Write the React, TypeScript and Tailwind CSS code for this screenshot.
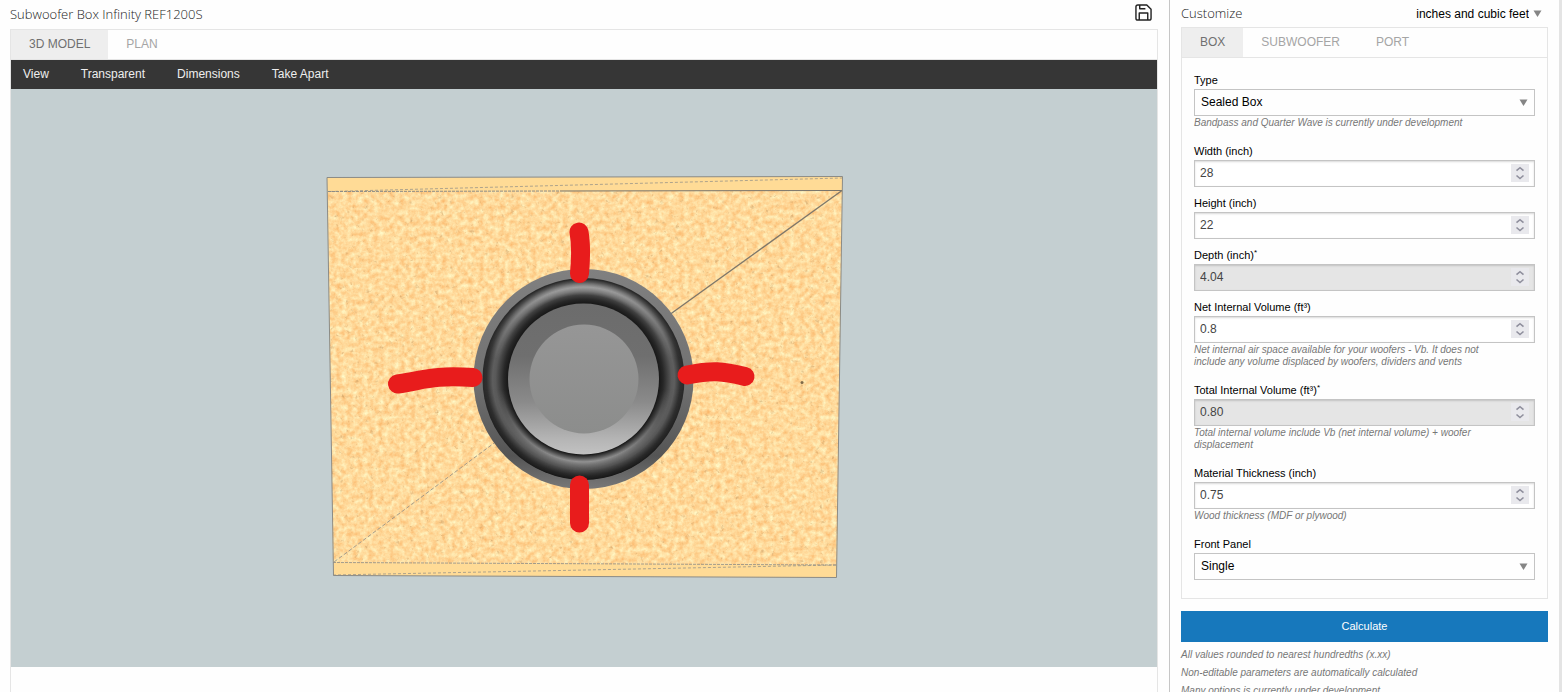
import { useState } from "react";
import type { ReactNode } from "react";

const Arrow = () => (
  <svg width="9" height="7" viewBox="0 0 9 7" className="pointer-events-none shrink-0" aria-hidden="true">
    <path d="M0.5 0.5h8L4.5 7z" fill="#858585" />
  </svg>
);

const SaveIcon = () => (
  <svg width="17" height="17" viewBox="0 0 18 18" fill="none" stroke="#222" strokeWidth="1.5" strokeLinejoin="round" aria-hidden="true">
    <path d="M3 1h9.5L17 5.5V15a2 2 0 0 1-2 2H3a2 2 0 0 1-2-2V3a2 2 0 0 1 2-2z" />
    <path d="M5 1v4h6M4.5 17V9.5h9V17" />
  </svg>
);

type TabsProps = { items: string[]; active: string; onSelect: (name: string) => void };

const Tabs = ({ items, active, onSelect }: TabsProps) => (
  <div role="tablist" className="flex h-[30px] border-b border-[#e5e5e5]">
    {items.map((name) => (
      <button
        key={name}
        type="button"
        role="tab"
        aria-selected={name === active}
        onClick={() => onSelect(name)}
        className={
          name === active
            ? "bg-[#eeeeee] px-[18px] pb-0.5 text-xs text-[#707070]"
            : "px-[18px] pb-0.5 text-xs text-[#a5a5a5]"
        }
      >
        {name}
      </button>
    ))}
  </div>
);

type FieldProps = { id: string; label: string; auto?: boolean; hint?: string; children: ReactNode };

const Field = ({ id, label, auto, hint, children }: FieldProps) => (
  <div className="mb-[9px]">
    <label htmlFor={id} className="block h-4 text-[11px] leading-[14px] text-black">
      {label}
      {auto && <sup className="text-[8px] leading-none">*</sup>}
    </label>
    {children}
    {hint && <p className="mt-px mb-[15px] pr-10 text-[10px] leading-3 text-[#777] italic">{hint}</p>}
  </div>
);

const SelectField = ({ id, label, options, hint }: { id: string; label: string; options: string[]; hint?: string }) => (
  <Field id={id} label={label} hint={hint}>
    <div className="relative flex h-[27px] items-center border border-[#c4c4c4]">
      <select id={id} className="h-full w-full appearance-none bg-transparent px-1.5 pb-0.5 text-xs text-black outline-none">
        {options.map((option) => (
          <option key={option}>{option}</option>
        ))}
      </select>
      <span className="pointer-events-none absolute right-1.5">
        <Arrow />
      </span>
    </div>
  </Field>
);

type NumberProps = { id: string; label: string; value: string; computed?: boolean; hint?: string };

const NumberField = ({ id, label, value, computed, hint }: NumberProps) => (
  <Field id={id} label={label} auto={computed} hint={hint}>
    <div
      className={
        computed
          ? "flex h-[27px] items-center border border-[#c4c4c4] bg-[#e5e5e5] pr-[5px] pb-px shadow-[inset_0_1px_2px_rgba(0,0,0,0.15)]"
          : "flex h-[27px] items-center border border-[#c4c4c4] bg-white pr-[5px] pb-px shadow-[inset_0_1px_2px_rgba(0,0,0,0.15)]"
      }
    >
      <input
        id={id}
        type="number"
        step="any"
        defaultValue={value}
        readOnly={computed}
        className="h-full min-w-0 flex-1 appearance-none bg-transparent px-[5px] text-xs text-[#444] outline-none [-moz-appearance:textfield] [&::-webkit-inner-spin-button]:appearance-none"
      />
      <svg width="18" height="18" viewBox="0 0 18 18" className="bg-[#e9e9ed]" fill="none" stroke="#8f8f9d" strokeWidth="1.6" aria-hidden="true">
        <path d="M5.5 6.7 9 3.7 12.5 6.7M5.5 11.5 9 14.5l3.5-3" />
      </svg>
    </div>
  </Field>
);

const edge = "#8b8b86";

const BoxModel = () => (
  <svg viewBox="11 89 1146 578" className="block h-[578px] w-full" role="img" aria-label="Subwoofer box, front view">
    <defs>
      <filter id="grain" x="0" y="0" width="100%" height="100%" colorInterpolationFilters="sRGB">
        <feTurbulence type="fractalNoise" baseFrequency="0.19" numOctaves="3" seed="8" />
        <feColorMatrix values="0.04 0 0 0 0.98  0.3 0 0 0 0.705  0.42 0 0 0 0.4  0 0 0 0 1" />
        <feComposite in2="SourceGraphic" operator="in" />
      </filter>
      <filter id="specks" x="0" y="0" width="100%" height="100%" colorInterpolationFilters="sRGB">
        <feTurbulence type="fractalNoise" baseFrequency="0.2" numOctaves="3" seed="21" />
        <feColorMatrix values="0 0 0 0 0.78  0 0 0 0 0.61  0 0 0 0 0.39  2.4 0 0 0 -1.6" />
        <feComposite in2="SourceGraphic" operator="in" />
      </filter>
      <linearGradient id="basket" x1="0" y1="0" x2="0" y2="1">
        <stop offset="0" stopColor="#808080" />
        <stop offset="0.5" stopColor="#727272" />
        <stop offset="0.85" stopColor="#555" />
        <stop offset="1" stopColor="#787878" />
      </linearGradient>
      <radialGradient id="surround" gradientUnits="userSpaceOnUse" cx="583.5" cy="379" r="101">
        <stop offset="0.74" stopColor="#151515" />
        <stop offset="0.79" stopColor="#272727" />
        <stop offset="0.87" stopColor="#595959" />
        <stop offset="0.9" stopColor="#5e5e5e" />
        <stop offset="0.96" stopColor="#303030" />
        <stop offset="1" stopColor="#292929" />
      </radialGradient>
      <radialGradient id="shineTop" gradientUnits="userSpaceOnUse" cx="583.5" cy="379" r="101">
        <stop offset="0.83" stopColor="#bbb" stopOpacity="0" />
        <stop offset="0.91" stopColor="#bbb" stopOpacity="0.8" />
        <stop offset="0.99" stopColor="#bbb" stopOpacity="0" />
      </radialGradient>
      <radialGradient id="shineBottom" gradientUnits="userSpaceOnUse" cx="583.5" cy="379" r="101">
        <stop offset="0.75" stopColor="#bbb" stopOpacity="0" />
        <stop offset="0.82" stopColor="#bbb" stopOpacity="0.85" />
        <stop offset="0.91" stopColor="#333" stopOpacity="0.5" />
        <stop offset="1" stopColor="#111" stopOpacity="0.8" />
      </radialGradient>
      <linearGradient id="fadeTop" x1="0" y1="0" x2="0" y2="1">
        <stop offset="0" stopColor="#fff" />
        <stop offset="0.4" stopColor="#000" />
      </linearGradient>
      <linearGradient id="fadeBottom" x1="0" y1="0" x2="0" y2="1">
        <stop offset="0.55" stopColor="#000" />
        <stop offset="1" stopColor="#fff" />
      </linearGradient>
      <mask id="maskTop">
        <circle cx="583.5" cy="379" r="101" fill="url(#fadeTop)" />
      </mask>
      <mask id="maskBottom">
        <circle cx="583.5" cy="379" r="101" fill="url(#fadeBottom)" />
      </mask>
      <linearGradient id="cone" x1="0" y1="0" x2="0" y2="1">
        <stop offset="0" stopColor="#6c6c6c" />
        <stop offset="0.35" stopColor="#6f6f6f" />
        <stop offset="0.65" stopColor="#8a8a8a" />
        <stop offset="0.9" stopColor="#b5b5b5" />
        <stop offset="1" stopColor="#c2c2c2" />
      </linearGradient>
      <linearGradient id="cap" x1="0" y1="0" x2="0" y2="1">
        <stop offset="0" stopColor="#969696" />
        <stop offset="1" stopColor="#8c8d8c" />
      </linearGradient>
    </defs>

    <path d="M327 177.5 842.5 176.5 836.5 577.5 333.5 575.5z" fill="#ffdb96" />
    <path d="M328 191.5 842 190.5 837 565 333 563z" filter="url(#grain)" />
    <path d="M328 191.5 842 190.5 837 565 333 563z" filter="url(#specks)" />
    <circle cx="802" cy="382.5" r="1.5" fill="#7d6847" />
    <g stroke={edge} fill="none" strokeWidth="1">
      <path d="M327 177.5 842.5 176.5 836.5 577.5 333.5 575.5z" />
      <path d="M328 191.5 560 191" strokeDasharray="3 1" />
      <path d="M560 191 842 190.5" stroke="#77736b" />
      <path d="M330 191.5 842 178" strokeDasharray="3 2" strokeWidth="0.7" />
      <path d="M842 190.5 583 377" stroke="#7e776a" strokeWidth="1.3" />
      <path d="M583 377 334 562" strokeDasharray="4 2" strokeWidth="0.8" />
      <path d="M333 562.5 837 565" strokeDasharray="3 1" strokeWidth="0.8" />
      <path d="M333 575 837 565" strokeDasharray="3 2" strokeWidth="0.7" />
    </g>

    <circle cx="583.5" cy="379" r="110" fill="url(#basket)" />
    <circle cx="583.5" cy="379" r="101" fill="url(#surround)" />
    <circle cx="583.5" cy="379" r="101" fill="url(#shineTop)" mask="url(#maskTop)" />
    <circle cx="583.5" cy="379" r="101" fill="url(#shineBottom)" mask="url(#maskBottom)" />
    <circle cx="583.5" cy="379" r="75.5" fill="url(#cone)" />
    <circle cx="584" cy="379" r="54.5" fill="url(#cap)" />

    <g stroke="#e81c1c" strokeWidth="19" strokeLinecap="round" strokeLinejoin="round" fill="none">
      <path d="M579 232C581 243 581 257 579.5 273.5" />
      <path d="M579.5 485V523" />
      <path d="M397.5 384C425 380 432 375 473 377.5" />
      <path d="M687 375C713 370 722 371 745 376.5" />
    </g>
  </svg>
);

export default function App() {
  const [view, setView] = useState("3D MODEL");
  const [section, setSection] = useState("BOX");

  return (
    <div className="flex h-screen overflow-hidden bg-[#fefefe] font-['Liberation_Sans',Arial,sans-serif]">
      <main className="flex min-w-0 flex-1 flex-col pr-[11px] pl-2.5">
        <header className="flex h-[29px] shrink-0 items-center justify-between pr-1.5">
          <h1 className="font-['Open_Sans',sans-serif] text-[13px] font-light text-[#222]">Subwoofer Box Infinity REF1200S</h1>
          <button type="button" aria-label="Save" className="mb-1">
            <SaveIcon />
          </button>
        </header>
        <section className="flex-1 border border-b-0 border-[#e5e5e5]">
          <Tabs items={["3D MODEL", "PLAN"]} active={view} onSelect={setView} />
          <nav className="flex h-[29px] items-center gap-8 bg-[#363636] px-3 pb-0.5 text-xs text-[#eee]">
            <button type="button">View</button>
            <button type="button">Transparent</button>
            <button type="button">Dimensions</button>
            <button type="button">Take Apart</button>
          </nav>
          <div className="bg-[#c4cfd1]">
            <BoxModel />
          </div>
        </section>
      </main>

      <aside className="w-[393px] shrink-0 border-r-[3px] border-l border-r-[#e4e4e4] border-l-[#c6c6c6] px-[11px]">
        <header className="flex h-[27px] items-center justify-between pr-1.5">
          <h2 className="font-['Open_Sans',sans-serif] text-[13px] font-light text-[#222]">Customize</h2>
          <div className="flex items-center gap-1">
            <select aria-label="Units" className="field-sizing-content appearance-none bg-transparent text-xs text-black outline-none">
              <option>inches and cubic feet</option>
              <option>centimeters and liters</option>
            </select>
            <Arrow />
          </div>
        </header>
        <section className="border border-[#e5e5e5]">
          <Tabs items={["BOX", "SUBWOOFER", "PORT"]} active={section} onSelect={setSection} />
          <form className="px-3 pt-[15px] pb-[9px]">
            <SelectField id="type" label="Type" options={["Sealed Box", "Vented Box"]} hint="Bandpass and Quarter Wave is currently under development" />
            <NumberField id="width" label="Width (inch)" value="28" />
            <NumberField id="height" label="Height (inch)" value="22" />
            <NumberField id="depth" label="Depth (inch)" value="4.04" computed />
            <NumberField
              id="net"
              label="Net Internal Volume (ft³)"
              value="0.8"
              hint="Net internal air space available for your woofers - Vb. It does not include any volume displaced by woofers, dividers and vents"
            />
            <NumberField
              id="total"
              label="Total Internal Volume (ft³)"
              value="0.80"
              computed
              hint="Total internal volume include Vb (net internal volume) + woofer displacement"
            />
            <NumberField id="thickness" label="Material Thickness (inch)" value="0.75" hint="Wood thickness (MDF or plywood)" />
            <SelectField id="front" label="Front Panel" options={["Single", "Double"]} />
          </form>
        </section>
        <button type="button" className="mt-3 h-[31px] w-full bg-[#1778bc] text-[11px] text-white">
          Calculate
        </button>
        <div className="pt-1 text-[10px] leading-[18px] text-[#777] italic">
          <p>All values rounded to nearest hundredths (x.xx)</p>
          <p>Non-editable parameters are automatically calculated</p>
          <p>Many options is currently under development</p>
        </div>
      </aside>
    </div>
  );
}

○ ○ ○

Return only the lines from the start of the data through the line that contains "string[]; active: string;", please, copying them exactly and omitting all pictures.

Result below:
Write the React, TypeScript and Tailwind CSS code for this screenshot.
import { useState } from "react";
import type { ReactNode } from "react";

const Arrow = () => (
  <svg width="9" height="7" viewBox="0 0 9 7" className="pointer-events-none shrink-0" aria-hidden="true">
    <path d="M0.5 0.5h8L4.5 7z" fill="#858585" />
  </svg>
);

const SaveIcon = () => (
  <svg width="17" height="17" viewBox="0 0 18 18" fill="none" stroke="#222" strokeWidth="1.5" strokeLinejoin="round" aria-hidden="true">
    <path d="M3 1h9.5L17 5.5V15a2 2 0 0 1-2 2H3a2 2 0 0 1-2-2V3a2 2 0 0 1 2-2z" />
    <path d="M5 1v4h6M4.5 17V9.5h9V17" />
  </svg>
);

type TabsProps = { items: string[]; active: string; onSelect: (name: string) => void };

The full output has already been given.